To apply a newly developed shape-based registration scheme for motion compensation in MR urography and verify its efficacy in facilitating quantitative functional analysis.

Methods:

We have recently developed a shape-based registration scheme that is robust w.r.t. intensity inconsistency. In this study, we utilized this robust registration tool to estimate kidney motion during the MRU scans and compensate for such motion to facilitate the quantitative functional analysis. To validate the efficacy of this scheme, MRU analysis was performed on dataset acquired from sedated subjects to obtain ground-truth (motion-free) functional estimates.
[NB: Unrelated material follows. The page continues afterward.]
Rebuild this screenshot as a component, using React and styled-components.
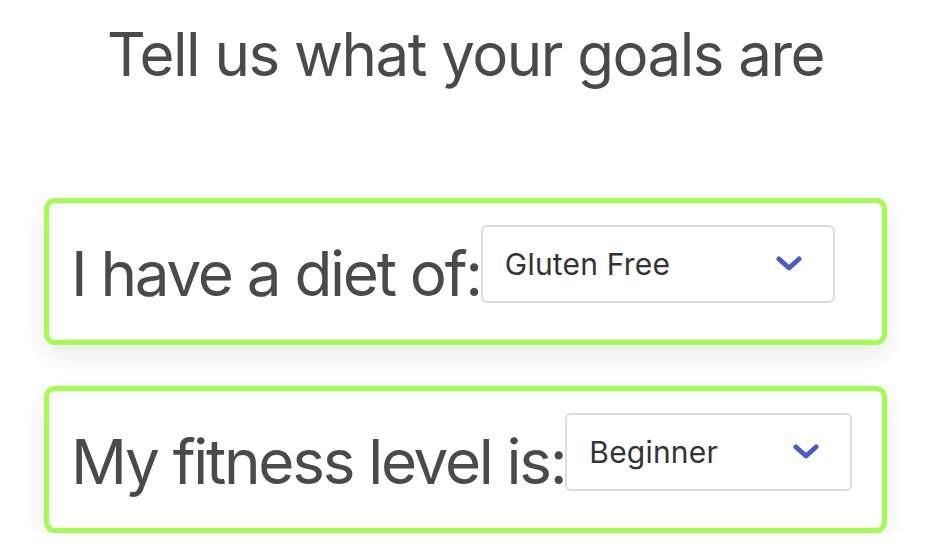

Physiologically sound motion was then simulated to synthesize image sequences influenced by respiratory motion. Quantitative assessment and comparison were performed amongst ground-truth, calculations without and with motion compensation for the following set of functional parameters: the contrast dynamic of the left and right cortex, medulla and aorta, the Patlak number and the globular filtration rate (GFR) based on the Patalk-Rutland model, and the Patlak differential renal function (pDRF).

Results:

Without motion compensation, the generated relative enhancement curves contained large fluctuations and the estimated GFR values were underestimated by 26% (75.4 ml/min) and 30% (95.3 ml/min) compared with the ground truth of 101.9ml/min and 134.3ml/min for the left and right kidney respectively. Such large errors could result in misleading diagnosis if a typical threshold of 90ml/min were used to determine renal function abnormality. Upon proposed motion compensation, the relative enhancement curves were much smoother and the GFR estimation errors for the left and right kidneys reduced to 0.4% and 1.6% respectively, demonstrating the advantage of the introduced motion compensation method.

Conclusion:

The developed motion compensation method has demonstrated its ability to facilitate quantitative MRU functional analysis, with improved accuracy of pharmacokinetic modeling and quantitative parameter estimations. Future work will consider incorporating more complex and realistic pharmacokinetic models into the MRU analysis.